Granted, he was thrown into the governorship almost overnight, a position he never craved or wanted, but he is really failing miserably. I can't help but feel like he's not even trying.


The point is, I would rather have Spitzer in office paying for sex and actually caring about New York state citizens than Paterson traipsing around the office, doing whatever he wants for the next year and running our state into the ground.


Paterson has all these 'ideas' to increase the state's budget in the middle of our crumbling economy, but has he stopped to think how his genius plans are going to affect the people of New York?


No.


Many complain about his idea to withhold tax returns (totaling hundreds of millions of dollars) from citizens in order to boost the budget. I can't really complain about that, though. I won't be getting a tax return at all. Apparently, even though I'm a broke college student in student loan debt, cashing a savings bond that I got at my baptism because I'm desperate to feed myself counts as an exorbitant amount of income.


Whatever. It's not like I need to eat … or do laundry … or put gas in my car to get to work. Just take all my money, Paterson. It's all yours.


In all honesty, we should really just move. If Paterson has his way, no one's going to be able to afford to live here anyway.


Some of the taxes Paterson's proposing include a 4 percent tax on iTunes, taxi, limo and bus rides, cable and satellite T.V., clothing under $500, movies, concerts, haircuts, massages and gym memberships. Paterson also wants to double the tax on beer, bringing it up to $0.24 per gallon, as well as instituting an 18 percent tax on soft drinks and eliminating the law that caps the gasoline tax at $0.08 per gallon.


Paterson wants to raise all these taxes to increase revenue for the state, but he has no set plan to bring jobs to all the unemployed New Yorkers. It's like he feels it's President Barack Obama's job, so he shouldn't have to worry about it. Sorry, Paterson, but Obama's job is the nation. Your job, whether you like it or not, is New York State. Act accordingly.


Paterson is not running for re-election, which means he pretty much has free reign for the next year. If he doesn't balance out these tax proposals with ideas to employ more New York state residents, no one is going to be able to afford to live here.


We won't be able to drive to our non-existent jobs, drown our sorrows in the highly-taxed beer, alleviate our stress with a concert or a movie and we won't be able to even stay home and download a song off iTunes for cheap. Not to mention, we're all going to look like Neanderthals because we won't be able to afford haircuts or other salon services.

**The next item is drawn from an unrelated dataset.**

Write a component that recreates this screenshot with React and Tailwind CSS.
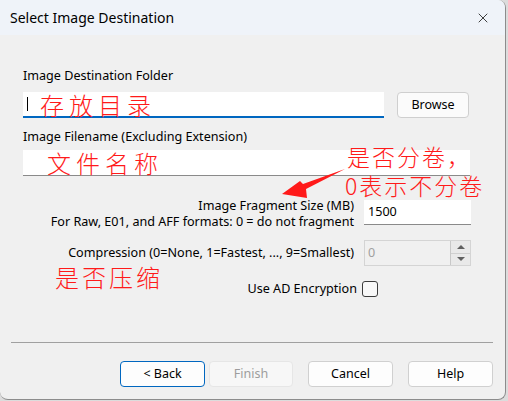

What really gets me, though, is his tax on soft drinks. He claims it's to help fight obesity. David, if you're trying to fight obesity, then why are you hiking the prices of gym memberships with taxes in this toilet bowl economy?

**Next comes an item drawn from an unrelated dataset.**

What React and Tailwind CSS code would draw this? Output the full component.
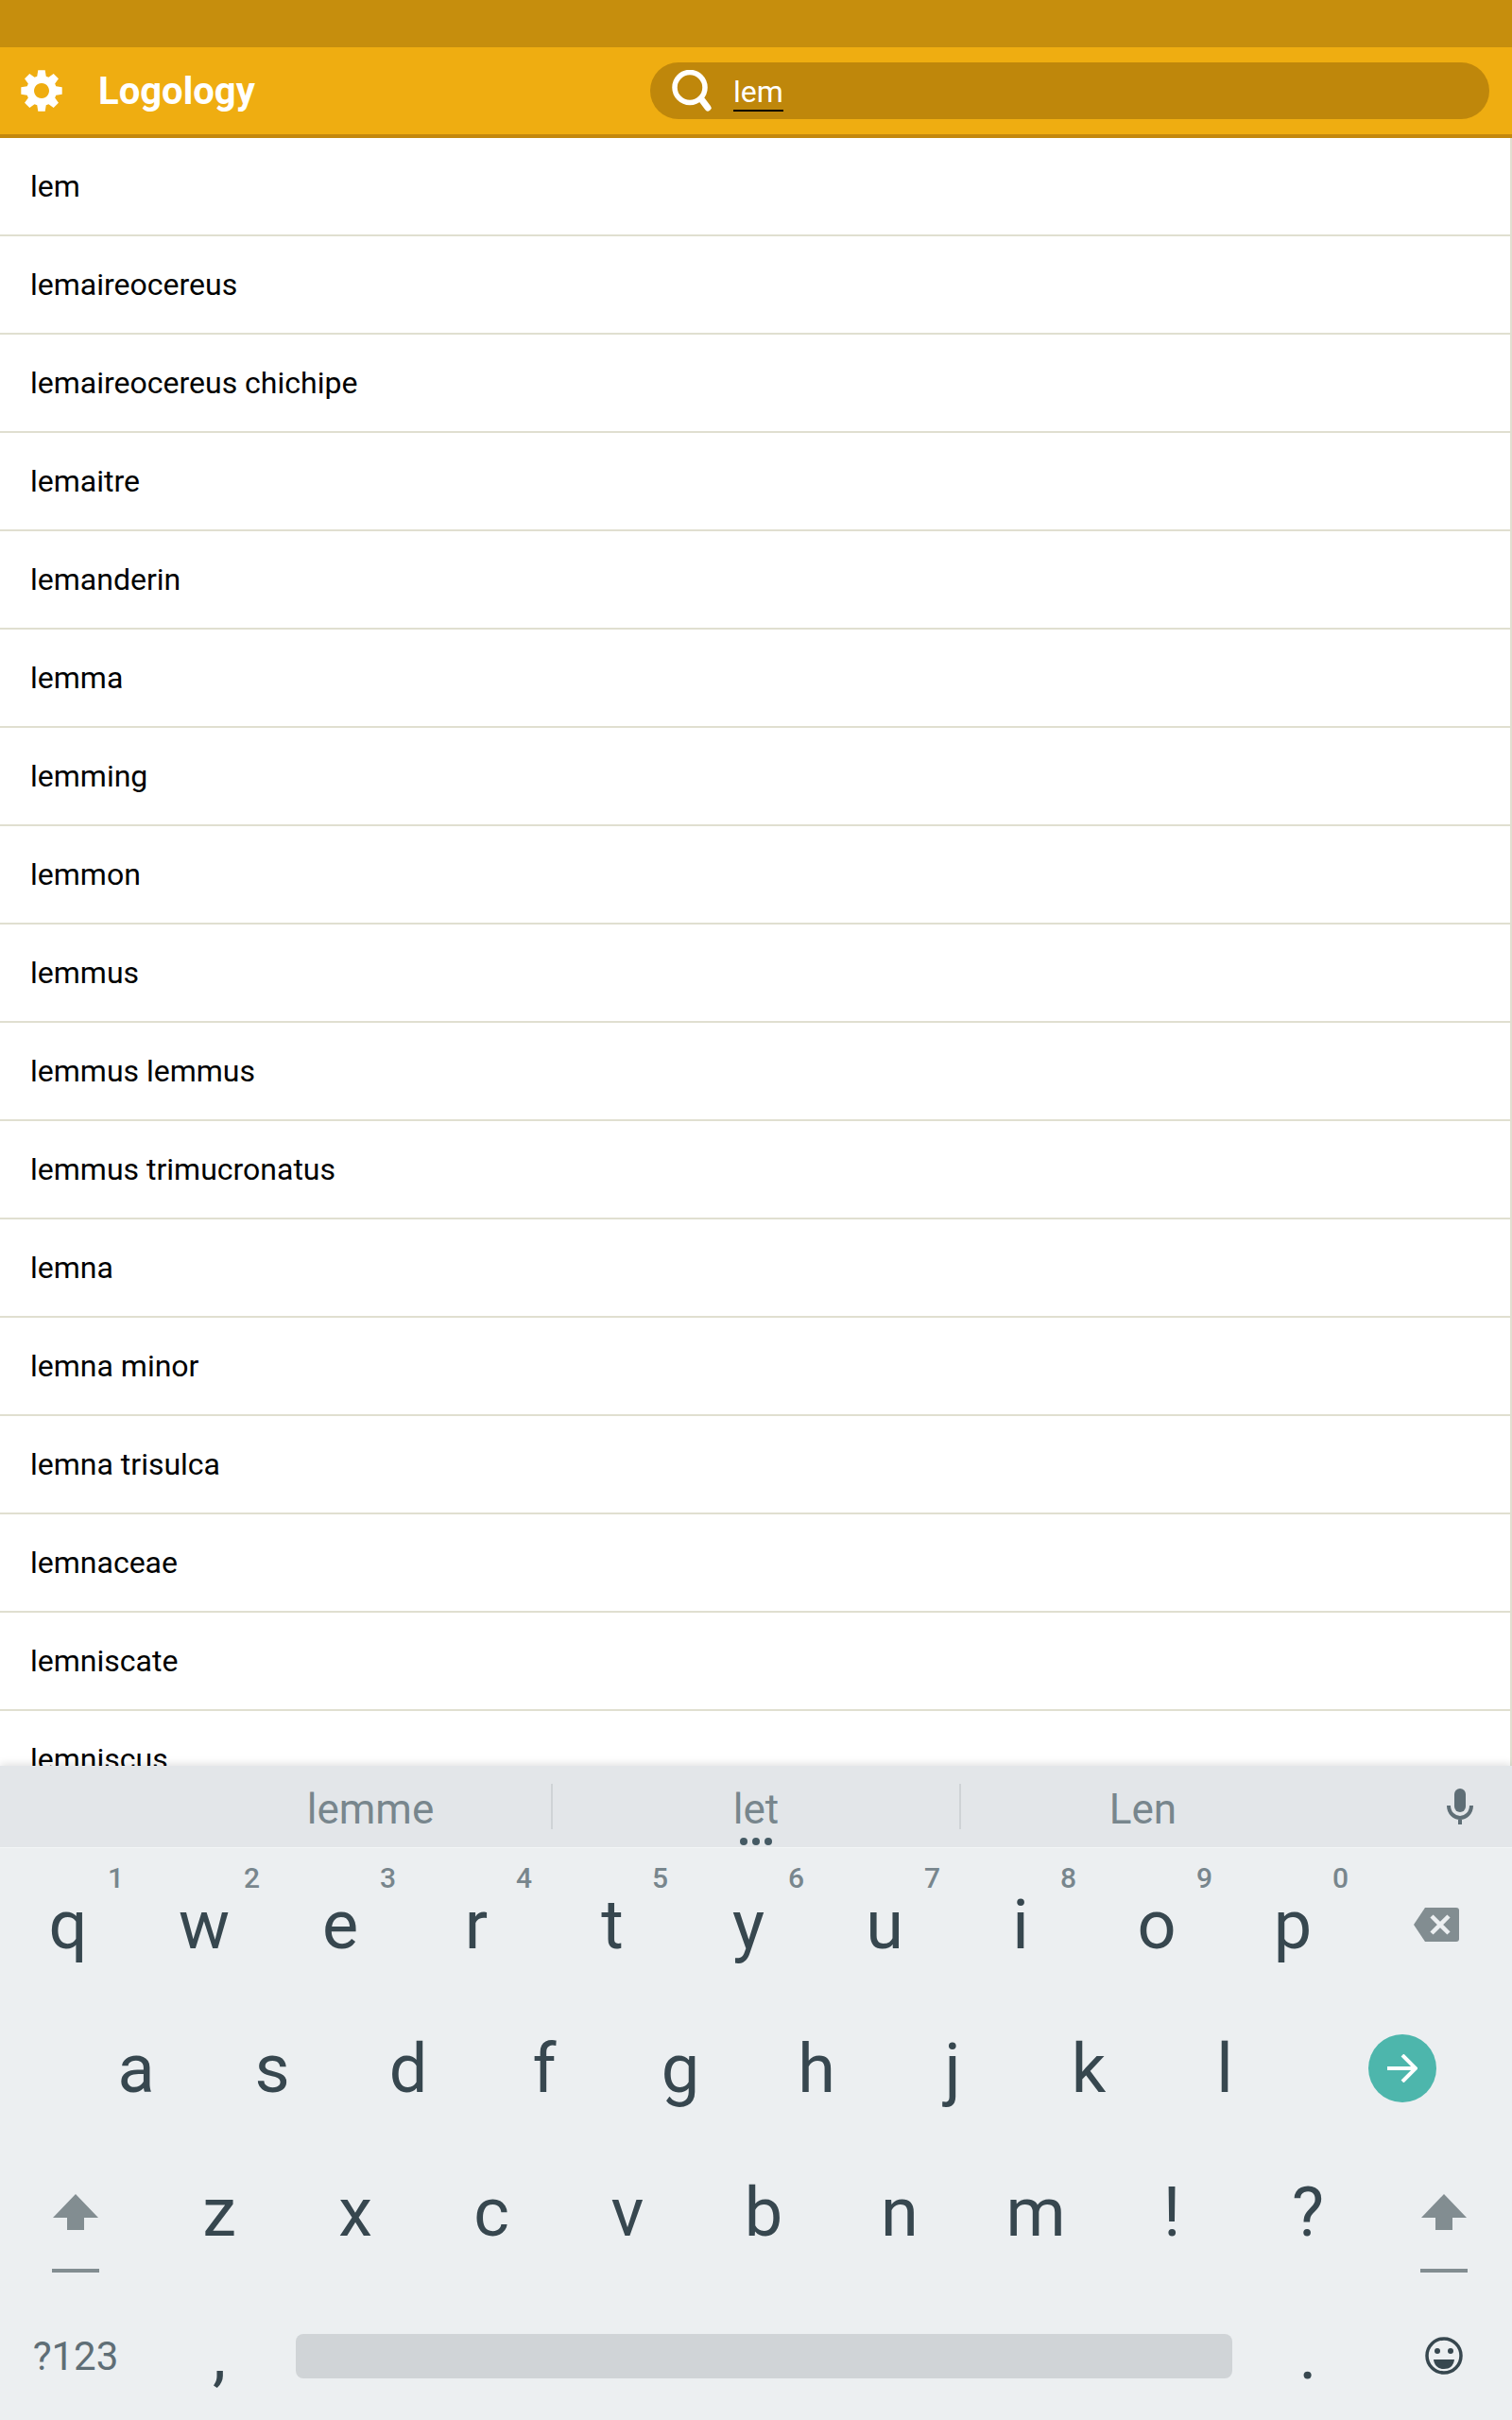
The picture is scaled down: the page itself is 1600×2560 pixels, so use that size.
const words = [
    'lem', 'lemaireocereus', 'lemaireocereus chichipe', 'lemaitre', 'lemanderin', 'lemma', 'lemming', 'lemmon',
    'lemmus', 'lemmus lemmus', 'lemmus trimucronatus', 'lemna', 'lemna minor', 'lemna trisulca', 'lemnaceae',
    'lemniscate', 'lemniscus',
];

// 8 tooth cog, outline plus centre hole
const gearPath = () => {
    const pts = [];
    for (let i = 0; i < 8; i++) {
        const a = (i * Math.PI) / 4 - Math.PI / 2;
        [[16, -0.3], [22, -0.17], [22, 0.17], [16, 0.3]].forEach(([r, d]) => {
            pts.push(`${(22 + r * Math.cos(a + d)).toFixed(2)} ${(22 + r * Math.sin(a + d)).toFixed(2)}`);
        });
    }
    return `M${pts.join(' L')} Z M22 14 a8 8 0 1 0 0.01 0 Z`;
};

const Key = ({ label, num, className = 'w-[144px] pt-3' }) => (
    <div className={`relative flex items-center justify-center text-[72px] font-normal leading-none text-[#37474f] ${className}`}>
        {label}
        {num && <span className="absolute left-[114px] top-[14px] text-[30px] font-medium leading-[36px] text-[#78868d]">{num}</span>}
    </div>
);

const Shift = () => (
    <div className="flex flex-col items-center">
        <svg width="48" height="38" viewBox="0 0 48 38"><path d="M24 0 L48 25 H33 V38 H15 V25 H0 Z" fill="#828d91" /></svg>
        <div className="mt-[41px] h-[4px] w-[50px] bg-[#828d91]" />
    </div>
);

const App = () => {
    return (
        <div className="flex h-screen flex-col overflow-hidden bg-white font-['Roboto',sans-serif]">
            <div className="h-[50px] bg-[#c68e0d]" />

            <div className="flex h-[96px] items-start border-b-4 border-[#c3880d] bg-[#efad11]">
                <div className="flex h-[92px] w-[688px] items-center pl-[22px]">
                    <svg width="44" height="44" viewBox="0 0 44 44"><path d={gearPath()} fill="white" fillRule="evenodd" /></svg>
                    <span className="ml-[38px] mt-px text-[40px] font-bold text-white">Logology</span>
                </div>
                <div className="mt-4 flex h-[60px] w-[888px] items-center rounded-full bg-[#bf870b] pl-[22px]">
                    <svg width="44" height="44" viewBox="0 0 44 44" fill="none" stroke="white">
                        <circle cx="20" cy="18.5" r="16" strokeWidth="5.5" />
                        <path d="M33 32 L39 40" strokeWidth="7" strokeLinecap="round" />
                    </svg>
                    <span className="ml-[22px] mt-1 border-b-2 border-black text-[32px] leading-[38px] text-white">lem</span>
                </div>
            </div>

            <div className="min-h-0 flex-1 overflow-hidden border-r-2 border-[#e0dfd0]">
                {words.map((word) => (
                    <div key={word} className="flex h-[104px] items-center border-b-2 border-[#e0dfd0] pl-8 text-[32px] text-black">
                        {word}
                    </div>
                ))}
            </div>

            <div className="relative h-[692px] bg-[#eceff1] shadow-[0_-2px_8px_rgba(0,0,0,0.12)]">
                <div className="flex h-[86px] items-center bg-[#e3e6e9] pl-[201px] text-[44px] text-[#78868d]">
                    <div className="flex h-[48px] w-[382px] items-center justify-center pt-[6px]">lemme</div>
                    <div className="relative flex h-[48px] w-[434px] items-center justify-center border-x-2 border-[#cfd3d6] pt-[6px]">
                        let
                        <div className="absolute -bottom-[17px] left-1/2 flex -translate-x-1/2 gap-[5px]">
                            <span className="h-2 w-2 rounded-full bg-[#455a64]" />
                            <span className="h-2 w-2 rounded-full bg-[#455a64]" />
                            <span className="h-2 w-2 rounded-full bg-[#455a64]" />
                        </div>
                    </div>
                    <div className="flex h-[48px] w-[385px] items-center justify-center pt-[6px]">Len</div>
                    <div className="ml-auto flex w-[110px] justify-center">
                        <svg width="30" height="40" viewBox="0 0 30 40" fill="none">
                            <rect x="9" y="1" width="12" height="25" rx="6" fill="#5f6e76" />
                            <path d="M3 19 C3 27 9 32 15 32 C21 32 27 27 27 19 M15 32 V39" stroke="#5f6e76" strokeWidth="4" />
                        </svg>
                    </div>
                </div>
                <div className="h-px bg-[#f3f5f6]" />

                <div className="flex h-[152px]">
                    {['q', 'w', 'e', 'r', 't', 'y', 'u', 'i', 'o', 'p'].map((k, i) => (
                        <Key key={k} label={k} num={String((i + 1) % 10)} />
                    ))}
                    <div className="flex flex-1 items-start justify-center pt-[63px]">
                        <svg width="48" height="36" viewBox="0 0 48 36">
                            <path d="M12 0 H45 Q48 0 48 3 V33 Q48 36 45 36 H12 L0 18 Z" fill="#828d91" />
                            <path d="M19 9 L37 27 M37 9 L19 27" stroke="#eceff1" strokeWidth="4.5" />
                        </svg>
                    </div>
                </div>

                <div className="flex h-[152px] pl-[72px]">
                    {['a', 's', 'd', 'f', 'g', 'h', 'j', 'k', 'l'].map((k) => (
                        <Key key={k} label={k} />
                    ))}
                    <div className="flex flex-1 items-center justify-center pt-[10px]">
                        <div className="flex h-[72px] w-[72px] items-center justify-center rounded-full bg-[#4db6ac]">
                            <svg width="32" height="30" viewBox="0 0 32 30" fill="none" stroke="white" strokeWidth="4">
                                <path d="M0 15 H29 M16 1 L30 15 L16 29" />
                            </svg>
                        </div>
                    </div>
                </div>

                <div className="flex h-[152px]">
                    <div className="flex w-[160px] justify-center pt-[62px]"><Shift /></div>
                    {['z', 'x', 'c', 'v', 'b', 'n', 'm', '!', '?'].map((k) => (
                        <Key key={k} label={k} />
                    ))}
                    <div className="flex flex-1 justify-center pt-[62px]"><Shift /></div>
                </div>

                <div className="flex h-[149px] items-center pt-[13px]">
                    <div className="flex w-[160px] items-center justify-center text-[42px] text-[#5f6e76]">?123</div>
                    <Key label="," className="w-[144px]" />
                    <div className="w-[1008px] pl-[9px] pr-2">
                        <div className="h-[47px] rounded-[8px] bg-[#d0d4d7]" />
                    </div>
                    <Key label="." className="w-[144px]" />
                    <div className="flex flex-1 items-center justify-center">
                        <svg width="40" height="40" viewBox="0 0 40 40">
                            <circle cx="20" cy="20" r="18" fill="none" stroke="#37474f" strokeWidth="3.5" />
                            <circle cx="13" cy="15" r="3" fill="#37474f" />
                            <circle cx="27" cy="15" r="3" fill="#37474f" />
                            <path d="M9 24 H31 C30 31 26 34 20 34 C14 34 10 31 9 24 Z" fill="#37474f" />
                        </svg>
                    </div>
                </div>
            </div>
        </div>
    );
};

export default App;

It simply doesn't make sense. Apparently, you can lose weight by simply cutting out soda and not setting foot in the gym. It's the logic that Weight Watchers operates on and goes against everything a physician will tell you, so it clearly makes sense.


I guess all I'm really saying is that I love living in New York State and I'd like to stay here. So David, remove your head from your sphincter, think, and then act.


I'm too young to go bankrupt and I didn't do anything to you. I didn't even judge you when you admitted to cheating on your wife and doing cocaine. Please don't ruin my life. Thanks.